Challenge =>
Gather up every line from the entries below that uses the word "this".

═══ Records supplied

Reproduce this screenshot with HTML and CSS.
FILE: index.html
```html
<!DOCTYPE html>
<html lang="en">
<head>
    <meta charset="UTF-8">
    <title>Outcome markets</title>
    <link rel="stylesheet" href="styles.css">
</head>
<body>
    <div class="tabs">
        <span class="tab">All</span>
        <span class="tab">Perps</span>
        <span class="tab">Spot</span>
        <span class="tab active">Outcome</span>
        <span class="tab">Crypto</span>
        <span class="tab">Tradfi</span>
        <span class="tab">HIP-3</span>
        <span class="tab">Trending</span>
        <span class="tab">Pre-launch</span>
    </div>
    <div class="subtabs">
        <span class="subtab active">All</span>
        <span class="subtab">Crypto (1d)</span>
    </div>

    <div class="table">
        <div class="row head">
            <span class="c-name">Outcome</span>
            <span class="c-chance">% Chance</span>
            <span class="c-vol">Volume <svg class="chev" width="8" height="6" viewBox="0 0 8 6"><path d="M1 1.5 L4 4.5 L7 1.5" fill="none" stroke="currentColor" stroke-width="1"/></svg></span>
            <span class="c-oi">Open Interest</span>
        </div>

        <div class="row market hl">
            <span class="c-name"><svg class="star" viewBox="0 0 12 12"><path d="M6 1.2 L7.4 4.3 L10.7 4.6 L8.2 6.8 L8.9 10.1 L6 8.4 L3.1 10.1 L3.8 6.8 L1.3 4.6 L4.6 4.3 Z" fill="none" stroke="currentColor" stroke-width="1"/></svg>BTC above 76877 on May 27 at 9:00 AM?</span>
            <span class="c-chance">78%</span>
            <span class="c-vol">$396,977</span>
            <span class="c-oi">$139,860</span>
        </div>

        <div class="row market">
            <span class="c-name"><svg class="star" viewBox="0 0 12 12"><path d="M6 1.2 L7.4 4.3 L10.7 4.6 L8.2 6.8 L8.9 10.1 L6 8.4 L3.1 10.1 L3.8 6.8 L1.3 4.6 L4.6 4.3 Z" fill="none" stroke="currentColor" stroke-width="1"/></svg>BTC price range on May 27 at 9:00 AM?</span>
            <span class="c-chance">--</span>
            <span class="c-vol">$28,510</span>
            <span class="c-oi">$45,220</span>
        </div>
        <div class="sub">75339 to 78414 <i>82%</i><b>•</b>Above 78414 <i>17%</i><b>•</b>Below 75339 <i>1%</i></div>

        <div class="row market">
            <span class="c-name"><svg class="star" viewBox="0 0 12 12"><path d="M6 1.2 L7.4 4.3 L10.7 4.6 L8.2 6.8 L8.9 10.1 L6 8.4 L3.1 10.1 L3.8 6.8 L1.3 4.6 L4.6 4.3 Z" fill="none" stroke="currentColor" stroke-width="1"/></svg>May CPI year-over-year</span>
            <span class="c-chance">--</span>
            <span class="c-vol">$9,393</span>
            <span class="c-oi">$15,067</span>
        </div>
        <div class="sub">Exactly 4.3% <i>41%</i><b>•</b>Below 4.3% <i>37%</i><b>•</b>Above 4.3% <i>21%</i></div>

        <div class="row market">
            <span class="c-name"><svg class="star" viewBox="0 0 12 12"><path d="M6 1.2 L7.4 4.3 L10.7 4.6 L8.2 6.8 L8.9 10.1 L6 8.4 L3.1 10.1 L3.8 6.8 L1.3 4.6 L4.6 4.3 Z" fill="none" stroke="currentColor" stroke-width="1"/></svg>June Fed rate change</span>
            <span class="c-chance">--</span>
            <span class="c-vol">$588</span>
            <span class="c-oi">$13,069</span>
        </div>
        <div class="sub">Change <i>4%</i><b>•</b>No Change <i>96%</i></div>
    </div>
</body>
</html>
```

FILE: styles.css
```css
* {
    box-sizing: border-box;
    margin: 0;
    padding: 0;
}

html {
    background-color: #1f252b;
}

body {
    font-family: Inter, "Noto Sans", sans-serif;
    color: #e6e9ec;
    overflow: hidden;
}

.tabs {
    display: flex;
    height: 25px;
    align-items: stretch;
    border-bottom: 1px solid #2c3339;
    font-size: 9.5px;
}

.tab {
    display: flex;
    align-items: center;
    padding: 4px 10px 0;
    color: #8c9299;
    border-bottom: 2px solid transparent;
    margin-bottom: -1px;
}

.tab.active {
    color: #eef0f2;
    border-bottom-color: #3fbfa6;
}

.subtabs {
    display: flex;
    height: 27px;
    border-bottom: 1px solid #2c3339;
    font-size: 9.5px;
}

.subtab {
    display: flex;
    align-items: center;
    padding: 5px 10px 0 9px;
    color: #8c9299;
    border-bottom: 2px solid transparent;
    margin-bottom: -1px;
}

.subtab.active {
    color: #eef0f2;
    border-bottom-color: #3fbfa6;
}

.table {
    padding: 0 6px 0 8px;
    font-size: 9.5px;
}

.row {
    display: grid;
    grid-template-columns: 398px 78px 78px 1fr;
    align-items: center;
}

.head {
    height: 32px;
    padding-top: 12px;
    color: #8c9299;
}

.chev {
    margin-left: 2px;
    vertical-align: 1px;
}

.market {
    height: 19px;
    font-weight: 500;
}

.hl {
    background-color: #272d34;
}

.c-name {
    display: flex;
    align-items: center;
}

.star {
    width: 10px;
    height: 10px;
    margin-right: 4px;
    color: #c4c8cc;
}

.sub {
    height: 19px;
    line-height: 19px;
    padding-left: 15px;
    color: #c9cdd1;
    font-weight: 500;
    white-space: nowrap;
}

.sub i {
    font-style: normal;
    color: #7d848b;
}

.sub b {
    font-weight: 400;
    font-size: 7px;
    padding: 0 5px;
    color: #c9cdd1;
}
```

══════
═══ Records supplied

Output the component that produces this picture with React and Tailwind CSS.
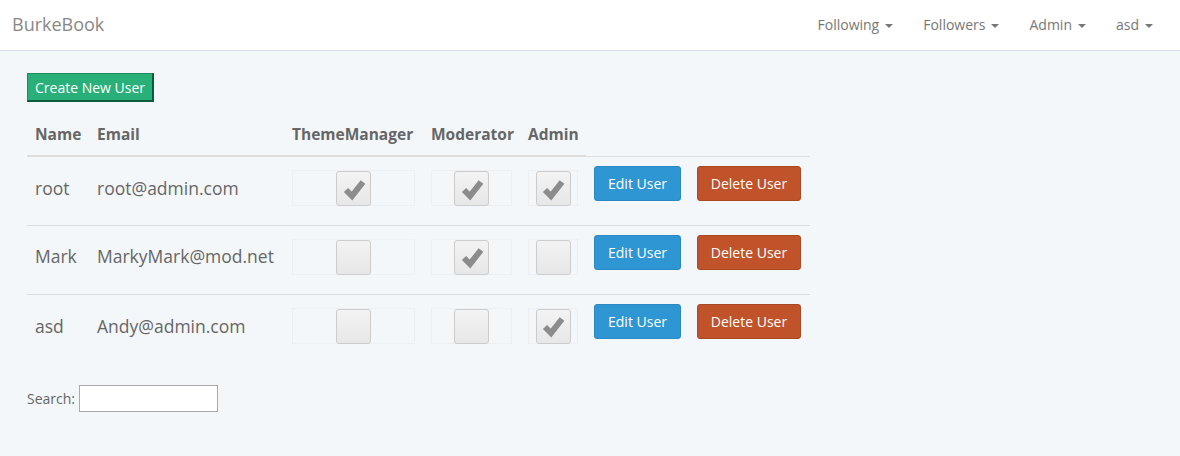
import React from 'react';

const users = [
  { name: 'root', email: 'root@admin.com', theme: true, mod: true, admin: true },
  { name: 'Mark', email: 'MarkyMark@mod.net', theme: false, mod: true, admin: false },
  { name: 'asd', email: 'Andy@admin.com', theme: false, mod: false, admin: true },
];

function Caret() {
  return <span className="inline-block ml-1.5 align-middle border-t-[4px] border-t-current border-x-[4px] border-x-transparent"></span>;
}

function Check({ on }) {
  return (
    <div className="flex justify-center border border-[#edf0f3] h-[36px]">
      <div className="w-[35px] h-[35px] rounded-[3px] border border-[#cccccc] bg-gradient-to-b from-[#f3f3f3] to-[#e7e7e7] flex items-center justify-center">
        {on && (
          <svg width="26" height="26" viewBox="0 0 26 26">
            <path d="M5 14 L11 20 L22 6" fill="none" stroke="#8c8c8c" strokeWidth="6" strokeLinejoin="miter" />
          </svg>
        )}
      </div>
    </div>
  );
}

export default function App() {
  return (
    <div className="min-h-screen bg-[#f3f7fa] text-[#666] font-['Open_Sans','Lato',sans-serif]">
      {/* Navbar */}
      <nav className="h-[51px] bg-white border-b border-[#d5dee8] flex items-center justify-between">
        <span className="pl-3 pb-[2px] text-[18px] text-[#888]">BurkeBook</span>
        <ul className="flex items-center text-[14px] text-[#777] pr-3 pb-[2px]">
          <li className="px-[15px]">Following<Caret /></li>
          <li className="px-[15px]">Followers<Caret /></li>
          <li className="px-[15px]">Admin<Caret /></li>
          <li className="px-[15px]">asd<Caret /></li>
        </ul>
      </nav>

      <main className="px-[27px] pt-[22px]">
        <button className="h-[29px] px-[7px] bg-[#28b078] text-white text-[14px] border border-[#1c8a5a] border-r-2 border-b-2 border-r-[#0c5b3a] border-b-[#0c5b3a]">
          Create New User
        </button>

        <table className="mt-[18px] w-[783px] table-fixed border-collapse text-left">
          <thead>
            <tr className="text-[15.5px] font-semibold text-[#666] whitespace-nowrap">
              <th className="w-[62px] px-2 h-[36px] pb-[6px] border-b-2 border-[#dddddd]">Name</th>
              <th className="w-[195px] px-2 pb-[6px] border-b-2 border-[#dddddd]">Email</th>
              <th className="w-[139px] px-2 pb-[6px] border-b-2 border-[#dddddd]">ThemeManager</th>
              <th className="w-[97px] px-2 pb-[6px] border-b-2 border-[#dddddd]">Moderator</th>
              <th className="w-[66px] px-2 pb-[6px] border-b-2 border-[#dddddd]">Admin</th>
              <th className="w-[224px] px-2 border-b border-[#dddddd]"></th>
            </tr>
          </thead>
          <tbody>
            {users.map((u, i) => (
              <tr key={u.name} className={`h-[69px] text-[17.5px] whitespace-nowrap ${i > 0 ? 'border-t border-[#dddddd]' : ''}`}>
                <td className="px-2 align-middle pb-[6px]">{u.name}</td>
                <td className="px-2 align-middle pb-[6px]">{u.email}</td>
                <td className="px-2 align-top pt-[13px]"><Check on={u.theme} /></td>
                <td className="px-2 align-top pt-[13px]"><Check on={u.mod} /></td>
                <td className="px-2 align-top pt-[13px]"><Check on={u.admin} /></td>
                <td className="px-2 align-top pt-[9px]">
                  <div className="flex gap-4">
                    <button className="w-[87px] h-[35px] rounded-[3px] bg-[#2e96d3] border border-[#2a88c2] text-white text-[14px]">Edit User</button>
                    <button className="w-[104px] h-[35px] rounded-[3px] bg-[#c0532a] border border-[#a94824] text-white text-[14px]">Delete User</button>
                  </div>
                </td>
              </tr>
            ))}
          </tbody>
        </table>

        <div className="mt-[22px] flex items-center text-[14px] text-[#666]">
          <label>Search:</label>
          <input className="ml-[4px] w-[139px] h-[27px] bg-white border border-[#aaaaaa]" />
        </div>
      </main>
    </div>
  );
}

══════
═══ Records supplied

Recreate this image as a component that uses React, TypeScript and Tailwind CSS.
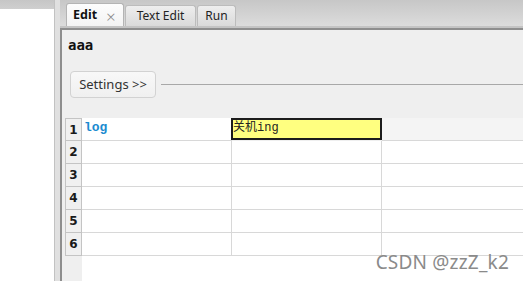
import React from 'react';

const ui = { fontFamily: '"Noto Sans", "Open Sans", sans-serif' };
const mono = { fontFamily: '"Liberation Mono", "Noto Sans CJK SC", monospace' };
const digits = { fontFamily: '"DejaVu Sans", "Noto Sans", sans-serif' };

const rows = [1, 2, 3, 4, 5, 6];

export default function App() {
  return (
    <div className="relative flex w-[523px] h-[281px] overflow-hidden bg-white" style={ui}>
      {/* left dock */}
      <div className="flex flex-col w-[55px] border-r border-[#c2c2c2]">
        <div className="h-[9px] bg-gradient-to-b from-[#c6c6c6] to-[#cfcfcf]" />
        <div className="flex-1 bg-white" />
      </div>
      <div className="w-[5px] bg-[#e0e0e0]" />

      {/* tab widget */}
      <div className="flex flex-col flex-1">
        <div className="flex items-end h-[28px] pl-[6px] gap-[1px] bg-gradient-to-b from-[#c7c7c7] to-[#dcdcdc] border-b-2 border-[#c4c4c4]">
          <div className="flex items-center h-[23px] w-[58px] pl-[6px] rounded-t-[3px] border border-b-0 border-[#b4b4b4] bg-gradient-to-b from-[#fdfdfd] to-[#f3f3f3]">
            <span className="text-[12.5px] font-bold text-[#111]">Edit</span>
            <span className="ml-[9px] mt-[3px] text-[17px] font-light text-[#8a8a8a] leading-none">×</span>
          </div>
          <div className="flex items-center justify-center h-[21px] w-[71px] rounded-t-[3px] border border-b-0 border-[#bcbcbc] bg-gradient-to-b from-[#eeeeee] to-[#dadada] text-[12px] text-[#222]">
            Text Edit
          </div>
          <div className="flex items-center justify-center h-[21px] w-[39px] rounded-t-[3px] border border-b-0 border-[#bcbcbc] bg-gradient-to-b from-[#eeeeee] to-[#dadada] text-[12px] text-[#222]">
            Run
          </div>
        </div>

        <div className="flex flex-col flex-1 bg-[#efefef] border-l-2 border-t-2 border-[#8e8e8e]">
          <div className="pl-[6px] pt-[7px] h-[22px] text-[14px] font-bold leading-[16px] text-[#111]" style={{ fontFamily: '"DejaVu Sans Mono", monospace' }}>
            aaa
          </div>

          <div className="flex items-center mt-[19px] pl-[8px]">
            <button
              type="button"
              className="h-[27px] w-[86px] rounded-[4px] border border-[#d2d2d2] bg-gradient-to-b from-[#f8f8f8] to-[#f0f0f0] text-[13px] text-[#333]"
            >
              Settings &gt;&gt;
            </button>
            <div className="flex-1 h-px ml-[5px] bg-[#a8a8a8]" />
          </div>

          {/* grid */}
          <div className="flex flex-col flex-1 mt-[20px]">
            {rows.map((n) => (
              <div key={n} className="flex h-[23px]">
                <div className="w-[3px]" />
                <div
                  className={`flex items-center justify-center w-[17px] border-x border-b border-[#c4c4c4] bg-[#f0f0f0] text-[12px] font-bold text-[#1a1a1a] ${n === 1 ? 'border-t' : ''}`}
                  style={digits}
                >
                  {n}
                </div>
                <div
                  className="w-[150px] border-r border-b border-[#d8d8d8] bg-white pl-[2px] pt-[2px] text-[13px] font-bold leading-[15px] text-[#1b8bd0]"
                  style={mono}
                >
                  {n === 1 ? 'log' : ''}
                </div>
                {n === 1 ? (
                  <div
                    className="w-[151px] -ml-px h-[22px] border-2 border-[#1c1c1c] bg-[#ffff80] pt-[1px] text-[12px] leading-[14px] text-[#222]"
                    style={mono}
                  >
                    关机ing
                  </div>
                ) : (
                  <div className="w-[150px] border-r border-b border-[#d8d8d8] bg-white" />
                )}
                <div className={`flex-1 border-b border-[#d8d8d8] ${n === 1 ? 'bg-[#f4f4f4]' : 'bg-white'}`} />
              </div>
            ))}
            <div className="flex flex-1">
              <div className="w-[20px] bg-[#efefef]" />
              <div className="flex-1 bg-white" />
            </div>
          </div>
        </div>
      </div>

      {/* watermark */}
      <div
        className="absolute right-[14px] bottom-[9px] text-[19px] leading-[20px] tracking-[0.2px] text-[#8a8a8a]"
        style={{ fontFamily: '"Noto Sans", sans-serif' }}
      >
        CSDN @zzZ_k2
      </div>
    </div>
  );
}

══════

Completed task =>
Reproduce this screenshot with HTML and CSS.
Output the component that produces this picture with React and Tailwind CSS.
Recreate this image as a component that uses React, TypeScript and Tailwind CSS.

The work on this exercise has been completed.